## STORED DATA

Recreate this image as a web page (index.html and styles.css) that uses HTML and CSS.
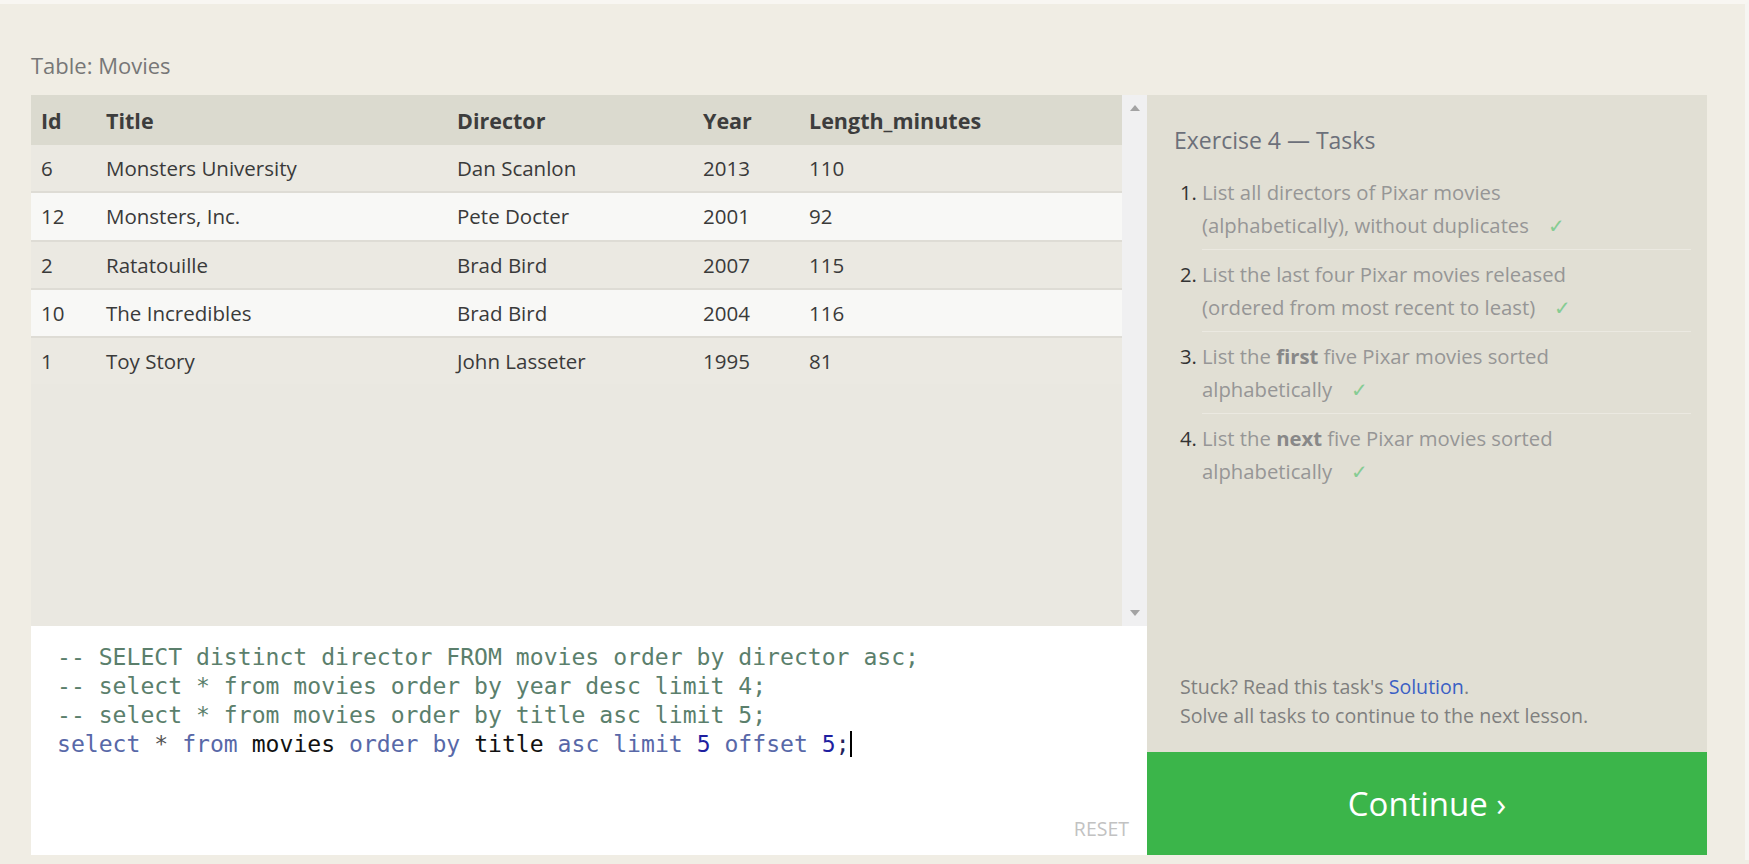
FILE: index.html
```html
<!DOCTYPE html>
<html>
<head>
<meta charset="utf-8">
<link rel="stylesheet" href="styles.css">
</head>
<body>
<div class="page">
  <div class="label">Table: Movies</div>
  <div class="main">
    <div class="left">
      <div class="table-wrap">
        <div class="table-area">
          <table class="movies">
            <colgroup>
              <col class="c-id"><col class="c-title"><col class="c-dir"><col class="c-year"><col>
            </colgroup>
            <thead>
              <tr><th>Id</th><th>Title</th><th>Director</th><th>Year</th><th>Length_minutes</th></tr>
            </thead>
            <tbody>
              <tr><td>6</td><td>Monsters University</td><td>Dan Scanlon</td><td>2013</td><td>110</td></tr>
              <tr><td>12</td><td>Monsters, Inc.</td><td>Pete Docter</td><td>2001</td><td>92</td></tr>
              <tr><td>2</td><td>Ratatouille</td><td>Brad Bird</td><td>2007</td><td>115</td></tr>
              <tr><td>10</td><td>The Incredibles</td><td>Brad Bird</td><td>2004</td><td>116</td></tr>
              <tr><td>1</td><td>Toy Story</td><td>John Lasseter</td><td>1995</td><td>81</td></tr>
            </tbody>
          </table>
        </div>
        <div class="scrollbar">
          <span class="arrow up"></span>
          <span class="arrow down"></span>
        </div>
      </div>
      <div class="editor">
        <pre class="code"><span class="cm">-- SELECT distinct director FROM movies order by director asc;</span>
<span class="cm">-- select * from movies order by year desc limit 4;</span>
<span class="cm">-- select * from movies order by title asc limit 5;</span>
<span class="kw">select</span> <span class="op">*</span> <span class="kw">from</span> <span class="id">movies</span> <span class="kw">order</span> <span class="kw">by</span> <span class="id">title</span> <span class="kw">asc</span> <span class="kw">limit</span> <span class="num">5</span> <span class="kw">offset</span> <span class="num">5</span><span class="pu">;</span><span class="cursor"></span></pre>
        <div class="reset">RESET</div>
      </div>
    </div>
    <div class="right">
      <div class="tasks">
        <h2 class="tasks-title">Exercise 4 — Tasks</h2>
        <ol class="task-list">
          <li class="task"><span class="num-mark">1.</span><span class="task-text">List all directors of Pixar movies (alphabetically), without duplicates <span class="check">✓</span></span></li>
          <li class="task"><span class="num-mark">2.</span><span class="task-text">List the last four Pixar movies released (ordered from most recent to least) <span class="check">✓</span></span></li>
          <li class="task"><span class="num-mark">3.</span><span class="task-text">List the <b>first</b> five Pixar movies sorted alphabetically <span class="check">✓</span></span></li>
          <li class="task last"><span class="num-mark">4.</span><span class="task-text">List the <b>next</b> five Pixar movies sorted alphabetically <span class="check">✓</span></span></li>
        </ol>
      </div>
      <div class="help">
        <div>Stuck? Read this task's <a class="link">Solution</a>.</div>
        <div>Solve all tasks to continue to the next lesson.</div>
      </div>
      <div class="continue">Continue ›</div>
    </div>
  </div>
</div>
</body>
</html>
```
FILE: styles.css
```css
html, body {
  margin: 0;
  padding: 0;
}
body {
  background: #f0ede4;
  font-family: "Open Sans", "Noto Sans", sans-serif;
  width: 1749px;
  height: 864px;
  overflow: hidden;
}
.page {
  border-top: 4px solid #f8f6f2;
  padding-left: 31px;
  height: 860px;
  box-sizing: border-box;
  border-right: 4px solid #f6f5f2;
  width: 1749px;
}
.label {
  margin-top: 47px;
  height: 28px;
  line-height: 28px;
  font-size: 22px;
  color: #777;
}
.main {
  margin-top: 16px;
  display: flex;
  height: 760px;
}
.left {
  width: 1116px;
  display: flex;
  flex-direction: column;
}
.table-wrap {
  height: 531px;
  display: flex;
  background: #eae8e1;
}
.table-area {
  flex: 1;
}
.movies {
  width: 100%;
  border-collapse: collapse;
  table-layout: fixed;
  font-size: 20.5px;
  color: #3a3a3a;
}
.c-id { width: 65px; }
.c-title { width: 351px; }
.c-dir { width: 246px; }
.c-year { width: 106px; }
.movies th {
  background: #dbdacf;
  height: 50px;
  text-align: left;
  font-weight: bold;
  font-size: 21.5px;
  padding: 0 0 0 10px;
  color: #3d3d3d;
}
.movies td {
  height: 46.3px;
  padding: 0 0 0 10px;
}
.movies tbody tr {
  background: #ebe9e2;
  border-bottom: 2px solid #dedcd5;
}
.movies tbody tr:nth-child(even) {
  background: #f8f8f6;
}
.movies tbody tr:last-child {
  border-bottom: none;
}
.scrollbar {
  width: 25px;
  background: #f0f0f1;
  display: flex;
  flex-direction: column;
  justify-content: space-between;
  align-items: center;
  padding: 10px 0 10px;
  box-sizing: border-box;
}
.arrow {
  width: 0;
  height: 0;
  border-left: 5px solid transparent;
  border-right: 5px solid transparent;
}
.arrow.up {
  border-bottom: 6px solid #a3a3a3;
}
.arrow.down {
  border-top: 6px solid #a3a3a3;
}
.editor {
  flex: 1;
  background: #fff;
  display: flex;
  flex-direction: column;
  padding: 17px 18px 14px 26px;
}
.code {
  margin: 0;
  font-family: "DejaVu Sans Mono", "Liberation Mono", monospace;
  font-size: 23.1px;
  line-height: 29px;
  color: #111;
}
.cm { color: #5b7f6c; }
.kw { color: #5868a8; }
.op { color: #555; }
.id { color: #111; }
.num { color: #1f1fa0; }
.pu { color: #22225a; }
.cursor {
  display: inline-block;
  width: 2px;
  height: 26px;
  background: #000;
  vertical-align: -5px;
}
.reset {
  margin-top: auto;
  align-self: flex-end;
  font-size: 19.5px;
  line-height: 24px;
  color: #c2c2c2;
}
.right {
  width: 560px;
  display: flex;
  flex-direction: column;
  background: #e1dfd4;
}
.tasks {
  flex: 1;
  padding: 31px 16px 0 27px;
}
.tasks-title {
  margin: 0;
  font-size: 23px;
  line-height: 28px;
  font-weight: normal;
  color: #6c707a;
}
.task-list {
  list-style: none;
  margin: 14px 0 0 0;
  padding: 0;
}
.task {
  display: flex;
  font-size: 20.3px;
  line-height: 33px;
  padding: 8px 0 7px;
  border-bottom: 1px solid #ebe9e1;
  color: #969696;
  margin-left: 28px;
}
.task.last {
  border-bottom: none;
}
.num-mark {
  width: 22px;
  margin-left: -22px;
  color: #333;
  flex: none;
}
.task-text {
  max-width: 440px;
}
.task-text b {
  color: #888;
}
.check {
  color: #86cc93;
  margin-left: 14px;
}
.help {
  padding: 0 0 22px 33px;
  font-size: 19.6px;
  line-height: 29px;
  color: #7f7f7f;
}
.link {
  color: #3b5fc4;
}
.continue {
  height: 103px;
  background: #3bb54a;
  color: #fff;
  font-size: 33px;
  display: flex;
  align-items: center;
  justify-content: center;
}
```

## WRITTEN REQUEST
Write the listing above out again exactly, dropping each image.

## EXERCISE OUTPUT
Recreate this image as a web page (index.html and styles.css) that uses HTML and CSS.
FILE: index.html
```html
<!DOCTYPE html>
<html>
<head>
<meta charset="utf-8">
<link rel="stylesheet" href="styles.css">
</head>
<body>
<div class="page">
  <div class="label">Table: Movies</div>
  <div class="main">
    <div class="left">
      <div class="table-wrap">
        <div class="table-area">
          <table class="movies">
            <colgroup>
              <col class="c-id"><col class="c-title"><col class="c-dir"><col class="c-year"><col>
            </colgroup>
            <thead>
              <tr><th>Id</th><th>Title</th><th>Director</th><th>Year</th><th>Length_minutes</th></tr>
            </thead>
            <tbody>
              <tr><td>6</td><td>Monsters University</td><td>Dan Scanlon</td><td>2013</td><td>110</td></tr>
              <tr><td>12</td><td>Monsters, Inc.</td><td>Pete Docter</td><td>2001</td><td>92</td></tr>
              <tr><td>2</td><td>Ratatouille</td><td>Brad Bird</td><td>2007</td><td>115</td></tr>
              <tr><td>10</td><td>The Incredibles</td><td>Brad Bird</td><td>2004</td><td>116</td></tr>
              <tr><td>1</td><td>Toy Story</td><td>John Lasseter</td><td>1995</td><td>81</td></tr>
            </tbody>
          </table>
        </div>
        <div class="scrollbar">
          <span class="arrow up"></span>
          <span class="arrow down"></span>
        </div>
      </div>
      <div class="editor">
        <pre class="code"><span class="cm">-- SELECT distinct director FROM movies order by director asc;</span>
<span class="cm">-- select * from movies order by year desc limit 4;</span>
<span class="cm">-- select * from movies order by title asc limit 5;</span>
<span class="kw">select</span> <span class="op">*</span> <span class="kw">from</span> <span class="id">movies</span> <span class="kw">order</span> <span class="kw">by</span> <span class="id">title</span> <span class="kw">asc</span> <span class="kw">limit</span> <span class="num">5</span> <span class="kw">offset</span> <span class="num">5</span><span class="pu">;</span><span class="cursor"></span></pre>
        <div class="reset">RESET</div>
      </div>
    </div>
    <div class="right">
      <div class="tasks">
        <h2 class="tasks-title">Exercise 4 — Tasks</h2>
        <ol class="task-list">
          <li class="task"><span class="num-mark">1.</span><span class="task-text">List all directors of Pixar movies (alphabetically), without duplicates <span class="check">✓</span></span></li>
          <li class="task"><span class="num-mark">2.</span><span class="task-text">List the last four Pixar movies released (ordered from most recent to least) <span class="check">✓</span></span></li>
          <li class="task"><span class="num-mark">3.</span><span class="task-text">List the <b>first</b> five Pixar movies sorted alphabetically <span class="check">✓</span></span></li>
          <li class="task last"><span class="num-mark">4.</span><span class="task-text">List the <b>next</b> five Pixar movies sorted alphabetically <span class="check">✓</span></span></li>
        </ol>
      </div>
      <div class="help">
        <div>Stuck? Read this task's <a class="link">Solution</a>.</div>
        <div>Solve all tasks to continue to the next lesson.</div>
      </div>
      <div class="continue">Continue ›</div>
    </div>
  </div>
</div>
</body>
</html>
```
FILE: styles.css
```css
html, body {
  margin: 0;
  padding: 0;
}
body {
  background: #f0ede4;
  font-family: "Open Sans", "Noto Sans", sans-serif;
  width: 1749px;
  height: 864px;
  overflow: hidden;
}
.page {
  border-top: 4px solid #f8f6f2;
  padding-left: 31px;
  height: 860px;
  box-sizing: border-box;
  border-right: 4px solid #f6f5f2;
  width: 1749px;
}
.label {
  margin-top: 47px;
  height: 28px;
  line-height: 28px;
  font-size: 22px;
  color: #777;
}
.main {
  margin-top: 16px;
  display: flex;
  height: 760px;
}
.left {
  width: 1116px;
  display: flex;
  flex-direction: column;
}
.table-wrap {
  height: 531px;
  display: flex;
  background: #eae8e1;
}
.table-area {
  flex: 1;
}
.movies {
  width: 100%;
  border-collapse: collapse;
  table-layout: fixed;
  font-size: 20.5px;
  color: #3a3a3a;
}
.c-id { width: 65px; }
.c-title { width: 351px; }
.c-dir { width: 246px; }
.c-year { width: 106px; }
.movies th {
  background: #dbdacf;
  height: 50px;
  text-align: left;
  font-weight: bold;
  font-size: 21.5px;
  padding: 0 0 0 10px;
  color: #3d3d3d;
}
.movies td {
  height: 46.3px;
  padding: 0 0 0 10px;
}
.movies tbody tr {
  background: #ebe9e2;
  border-bottom: 2px solid #dedcd5;
}
.movies tbody tr:nth-child(even) {
  background: #f8f8f6;
}
.movies tbody tr:last-child {
  border-bottom: none;
}
.scrollbar {
  width: 25px;
  background: #f0f0f1;
  display: flex;
  flex-direction: column;
  justify-content: space-between;
  align-items: center;
  padding: 10px 0 10px;
  box-sizing: border-box;
}
.arrow {
  width: 0;
  height: 0;
  border-left: 5px solid transparent;
  border-right: 5px solid transparent;
}
.arrow.up {
  border-bottom: 6px solid #a3a3a3;
}
.arrow.down {
  border-top: 6px solid #a3a3a3;
}
.editor {
  flex: 1;
  background: #fff;
  display: flex;
  flex-direction: column;
  padding: 17px 18px 14px 26px;
}
.code {
  margin: 0;
  font-family: "DejaVu Sans Mono", "Liberation Mono", monospace;
  font-size: 23.1px;
  line-height: 29px;
  color: #111;
}
.cm { color: #5b7f6c; }
.kw { color: #5868a8; }
.op { color: #555; }
.id { color: #111; }
.num { color: #1f1fa0; }
.pu { color: #22225a; }
.cursor {
  display: inline-block;
  width: 2px;
  height: 26px;
  background: #000;
  vertical-align: -5px;
}
.reset {
  margin-top: auto;
  align-self: flex-end;
  font-size: 19.5px;
  line-height: 24px;
  color: #c2c2c2;
}
.right {
  width: 560px;
  display: flex;
  flex-direction: column;
  background: #e1dfd4;
}
.tasks {
  flex: 1;
  padding: 31px 16px 0 27px;
}
.tasks-title {
  margin: 0;
  font-size: 23px;
  line-height: 28px;
  font-weight: normal;
  color: #6c707a;
}
.task-list {
  list-style: none;
  margin: 14px 0 0 0;
  padding: 0;
}
.task {
  display: flex;
  font-size: 20.3px;
  line-height: 33px;
  padding: 8px 0 7px;
  border-bottom: 1px solid #ebe9e1;
  color: #969696;
  margin-left: 28px;
}
.task.last {
  border-bottom: none;
}
.num-mark {
  width: 22px;
  margin-left: -22px;
  color: #333;
  flex: none;
}
.task-text {
  max-width: 440px;
}
.task-text b {
  color: #888;
}
.check {
  color: #86cc93;
  margin-left: 14px;
}
.help {
  padding: 0 0 22px 33px;
  font-size: 19.6px;
  line-height: 29px;
  color: #7f7f7f;
}
.link {
  color: #3b5fc4;
}
.continue {
  height: 103px;
  background: #3bb54a;
  color: #fff;
  font-size: 33px;
  display: flex;
  align-items: center;
  justify-content: center;
}
```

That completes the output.